- **What you are asked to do**
Please, without the pictures, retype exactly the lines from the start of the material through the line that holds "const CM = 37.8;".

━━━ Given information

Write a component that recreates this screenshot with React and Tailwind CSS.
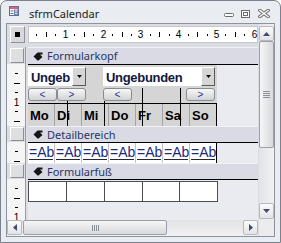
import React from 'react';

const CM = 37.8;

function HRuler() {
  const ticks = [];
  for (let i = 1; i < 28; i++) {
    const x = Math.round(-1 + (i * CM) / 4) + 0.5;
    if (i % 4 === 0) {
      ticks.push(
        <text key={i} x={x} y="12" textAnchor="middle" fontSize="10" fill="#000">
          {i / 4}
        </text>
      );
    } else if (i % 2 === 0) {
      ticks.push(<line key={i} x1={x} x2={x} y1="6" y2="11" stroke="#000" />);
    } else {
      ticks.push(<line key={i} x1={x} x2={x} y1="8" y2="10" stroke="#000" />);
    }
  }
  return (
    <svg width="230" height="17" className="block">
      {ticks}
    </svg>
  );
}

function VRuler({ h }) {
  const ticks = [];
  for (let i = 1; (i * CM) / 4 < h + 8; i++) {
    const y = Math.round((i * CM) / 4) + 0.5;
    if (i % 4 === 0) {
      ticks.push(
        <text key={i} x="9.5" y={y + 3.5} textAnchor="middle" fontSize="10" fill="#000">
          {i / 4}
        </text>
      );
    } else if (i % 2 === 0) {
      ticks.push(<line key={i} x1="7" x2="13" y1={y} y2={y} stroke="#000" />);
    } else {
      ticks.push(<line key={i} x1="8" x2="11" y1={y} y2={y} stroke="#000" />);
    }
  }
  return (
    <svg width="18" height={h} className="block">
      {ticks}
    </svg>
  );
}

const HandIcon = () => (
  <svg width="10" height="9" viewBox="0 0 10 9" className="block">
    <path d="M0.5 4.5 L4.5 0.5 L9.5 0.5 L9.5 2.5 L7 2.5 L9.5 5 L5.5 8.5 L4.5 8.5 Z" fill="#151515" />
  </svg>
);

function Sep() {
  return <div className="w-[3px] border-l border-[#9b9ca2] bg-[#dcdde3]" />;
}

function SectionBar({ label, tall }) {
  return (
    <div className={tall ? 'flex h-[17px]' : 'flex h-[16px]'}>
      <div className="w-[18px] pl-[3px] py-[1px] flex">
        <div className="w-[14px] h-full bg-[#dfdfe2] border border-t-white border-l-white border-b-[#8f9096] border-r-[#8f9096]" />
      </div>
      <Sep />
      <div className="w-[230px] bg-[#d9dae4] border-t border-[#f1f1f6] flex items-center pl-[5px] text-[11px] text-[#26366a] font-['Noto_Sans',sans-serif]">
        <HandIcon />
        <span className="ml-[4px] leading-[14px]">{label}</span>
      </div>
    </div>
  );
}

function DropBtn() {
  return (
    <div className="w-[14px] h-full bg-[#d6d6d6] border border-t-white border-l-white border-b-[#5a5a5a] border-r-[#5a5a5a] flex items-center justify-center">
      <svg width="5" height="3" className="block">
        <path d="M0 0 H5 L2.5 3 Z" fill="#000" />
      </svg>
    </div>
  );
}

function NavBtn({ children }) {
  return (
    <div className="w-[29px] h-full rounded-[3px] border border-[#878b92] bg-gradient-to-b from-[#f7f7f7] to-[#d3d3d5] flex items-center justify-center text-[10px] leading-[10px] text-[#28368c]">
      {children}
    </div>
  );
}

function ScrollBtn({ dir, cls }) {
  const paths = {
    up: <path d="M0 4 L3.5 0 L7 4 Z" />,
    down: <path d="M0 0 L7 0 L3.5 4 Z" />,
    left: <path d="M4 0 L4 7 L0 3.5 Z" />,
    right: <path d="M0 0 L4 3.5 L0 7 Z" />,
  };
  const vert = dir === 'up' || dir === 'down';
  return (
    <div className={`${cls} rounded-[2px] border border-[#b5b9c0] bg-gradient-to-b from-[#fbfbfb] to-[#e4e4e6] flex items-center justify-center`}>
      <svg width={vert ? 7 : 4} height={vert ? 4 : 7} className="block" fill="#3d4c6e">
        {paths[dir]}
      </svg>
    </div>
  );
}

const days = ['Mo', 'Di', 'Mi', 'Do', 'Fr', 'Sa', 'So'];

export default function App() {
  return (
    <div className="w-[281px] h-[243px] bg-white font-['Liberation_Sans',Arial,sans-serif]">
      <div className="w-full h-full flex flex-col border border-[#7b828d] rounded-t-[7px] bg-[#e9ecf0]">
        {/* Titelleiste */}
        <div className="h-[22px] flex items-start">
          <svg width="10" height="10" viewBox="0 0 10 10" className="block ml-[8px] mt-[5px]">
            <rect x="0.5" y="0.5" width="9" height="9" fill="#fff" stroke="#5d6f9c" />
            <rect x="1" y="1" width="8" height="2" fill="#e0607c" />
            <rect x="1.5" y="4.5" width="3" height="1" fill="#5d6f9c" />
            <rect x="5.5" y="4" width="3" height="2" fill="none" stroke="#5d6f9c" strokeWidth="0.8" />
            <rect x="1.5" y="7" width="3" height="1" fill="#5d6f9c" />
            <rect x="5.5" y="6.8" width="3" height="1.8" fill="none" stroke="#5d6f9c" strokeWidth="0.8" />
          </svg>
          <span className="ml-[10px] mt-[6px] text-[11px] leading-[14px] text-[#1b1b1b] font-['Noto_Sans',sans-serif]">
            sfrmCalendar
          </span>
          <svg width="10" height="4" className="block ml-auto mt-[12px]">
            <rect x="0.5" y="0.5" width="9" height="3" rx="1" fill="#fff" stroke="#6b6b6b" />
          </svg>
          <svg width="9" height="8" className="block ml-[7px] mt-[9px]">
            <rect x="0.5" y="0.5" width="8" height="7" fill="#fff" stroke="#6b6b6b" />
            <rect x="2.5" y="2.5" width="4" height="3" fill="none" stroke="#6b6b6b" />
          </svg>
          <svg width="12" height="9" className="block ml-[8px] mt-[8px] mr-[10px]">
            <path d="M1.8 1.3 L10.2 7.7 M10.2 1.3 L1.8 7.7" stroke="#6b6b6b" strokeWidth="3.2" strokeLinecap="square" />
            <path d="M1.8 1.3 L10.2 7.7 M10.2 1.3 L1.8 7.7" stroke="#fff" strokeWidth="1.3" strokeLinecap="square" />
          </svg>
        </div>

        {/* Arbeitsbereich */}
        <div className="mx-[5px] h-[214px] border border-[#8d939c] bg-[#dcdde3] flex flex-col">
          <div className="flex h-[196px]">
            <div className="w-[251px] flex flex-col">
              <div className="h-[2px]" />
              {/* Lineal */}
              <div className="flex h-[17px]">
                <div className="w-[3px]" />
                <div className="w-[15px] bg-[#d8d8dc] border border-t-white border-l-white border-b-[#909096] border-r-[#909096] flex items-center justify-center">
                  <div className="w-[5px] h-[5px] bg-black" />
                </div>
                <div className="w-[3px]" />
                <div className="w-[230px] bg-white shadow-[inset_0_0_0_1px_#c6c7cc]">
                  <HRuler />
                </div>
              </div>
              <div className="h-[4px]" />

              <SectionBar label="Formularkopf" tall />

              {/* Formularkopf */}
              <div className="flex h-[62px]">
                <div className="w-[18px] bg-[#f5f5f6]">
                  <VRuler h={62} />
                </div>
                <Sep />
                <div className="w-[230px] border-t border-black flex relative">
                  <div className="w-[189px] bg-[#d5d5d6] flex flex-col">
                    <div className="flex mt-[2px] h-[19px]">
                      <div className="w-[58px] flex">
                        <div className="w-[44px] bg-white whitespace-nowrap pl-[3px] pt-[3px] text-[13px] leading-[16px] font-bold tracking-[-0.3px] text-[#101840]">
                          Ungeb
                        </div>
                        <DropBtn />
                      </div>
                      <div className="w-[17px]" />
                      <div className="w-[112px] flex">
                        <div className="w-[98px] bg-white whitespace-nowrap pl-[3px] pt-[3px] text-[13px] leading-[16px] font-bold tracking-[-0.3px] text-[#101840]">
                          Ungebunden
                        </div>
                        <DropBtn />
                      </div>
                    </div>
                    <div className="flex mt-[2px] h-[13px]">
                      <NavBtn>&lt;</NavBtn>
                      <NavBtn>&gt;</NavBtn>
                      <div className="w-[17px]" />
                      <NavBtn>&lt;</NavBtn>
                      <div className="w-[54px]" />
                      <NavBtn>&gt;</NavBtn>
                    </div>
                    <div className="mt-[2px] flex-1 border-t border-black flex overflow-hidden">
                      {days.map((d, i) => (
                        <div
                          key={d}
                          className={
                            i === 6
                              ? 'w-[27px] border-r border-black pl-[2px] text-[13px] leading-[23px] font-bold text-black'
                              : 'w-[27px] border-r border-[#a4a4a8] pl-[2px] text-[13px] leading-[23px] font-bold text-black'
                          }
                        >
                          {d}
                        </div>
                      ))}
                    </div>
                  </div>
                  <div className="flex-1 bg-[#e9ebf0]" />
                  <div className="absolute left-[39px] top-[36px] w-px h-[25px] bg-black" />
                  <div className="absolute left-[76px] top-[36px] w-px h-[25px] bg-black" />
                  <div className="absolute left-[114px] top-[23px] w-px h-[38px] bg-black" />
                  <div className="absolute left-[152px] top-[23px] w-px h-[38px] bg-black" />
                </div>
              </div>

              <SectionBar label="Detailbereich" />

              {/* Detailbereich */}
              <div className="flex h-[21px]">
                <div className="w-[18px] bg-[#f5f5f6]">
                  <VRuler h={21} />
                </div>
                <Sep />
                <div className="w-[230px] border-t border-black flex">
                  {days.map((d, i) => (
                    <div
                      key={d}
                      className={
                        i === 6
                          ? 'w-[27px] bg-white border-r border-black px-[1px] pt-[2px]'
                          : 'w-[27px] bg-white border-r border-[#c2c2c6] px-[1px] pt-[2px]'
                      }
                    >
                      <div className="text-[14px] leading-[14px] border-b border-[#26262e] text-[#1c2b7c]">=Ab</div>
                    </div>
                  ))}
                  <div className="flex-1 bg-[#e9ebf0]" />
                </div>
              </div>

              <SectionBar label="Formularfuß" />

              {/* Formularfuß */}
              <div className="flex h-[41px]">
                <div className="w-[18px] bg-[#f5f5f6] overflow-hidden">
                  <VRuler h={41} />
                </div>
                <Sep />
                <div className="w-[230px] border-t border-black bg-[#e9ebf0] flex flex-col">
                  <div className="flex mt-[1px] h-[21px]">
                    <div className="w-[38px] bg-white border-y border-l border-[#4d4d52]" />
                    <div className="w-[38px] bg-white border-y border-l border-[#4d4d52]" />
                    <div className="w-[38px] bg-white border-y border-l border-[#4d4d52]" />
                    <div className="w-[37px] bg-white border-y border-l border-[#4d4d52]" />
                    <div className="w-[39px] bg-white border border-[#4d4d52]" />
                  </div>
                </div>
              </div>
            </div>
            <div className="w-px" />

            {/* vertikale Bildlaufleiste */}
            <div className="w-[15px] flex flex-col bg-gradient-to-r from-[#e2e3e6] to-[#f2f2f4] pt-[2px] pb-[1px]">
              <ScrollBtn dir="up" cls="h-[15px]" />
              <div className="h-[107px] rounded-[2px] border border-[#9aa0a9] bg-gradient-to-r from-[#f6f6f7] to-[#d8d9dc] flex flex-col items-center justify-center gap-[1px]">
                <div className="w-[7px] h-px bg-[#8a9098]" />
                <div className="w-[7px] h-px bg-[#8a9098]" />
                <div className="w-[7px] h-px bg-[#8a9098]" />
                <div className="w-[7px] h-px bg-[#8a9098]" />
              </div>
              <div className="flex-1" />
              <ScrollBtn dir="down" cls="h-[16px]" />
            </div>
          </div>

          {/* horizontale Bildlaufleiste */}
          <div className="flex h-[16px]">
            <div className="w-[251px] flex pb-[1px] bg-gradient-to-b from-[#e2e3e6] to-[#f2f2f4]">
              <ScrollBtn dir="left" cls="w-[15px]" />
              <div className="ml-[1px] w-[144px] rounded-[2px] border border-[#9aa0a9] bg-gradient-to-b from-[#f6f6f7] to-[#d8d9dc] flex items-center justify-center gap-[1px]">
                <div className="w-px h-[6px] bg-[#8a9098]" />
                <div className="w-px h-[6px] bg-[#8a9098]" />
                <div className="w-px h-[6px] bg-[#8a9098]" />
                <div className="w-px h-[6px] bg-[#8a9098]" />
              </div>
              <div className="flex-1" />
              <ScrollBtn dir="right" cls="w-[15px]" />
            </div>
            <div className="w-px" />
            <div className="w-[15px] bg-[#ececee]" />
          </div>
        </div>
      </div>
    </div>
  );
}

━━━━━━

- **Answer for this exercise**
Write a component that recreates this screenshot with React and Tailwind CSS.
import React from 'react';

const CM = 37.8;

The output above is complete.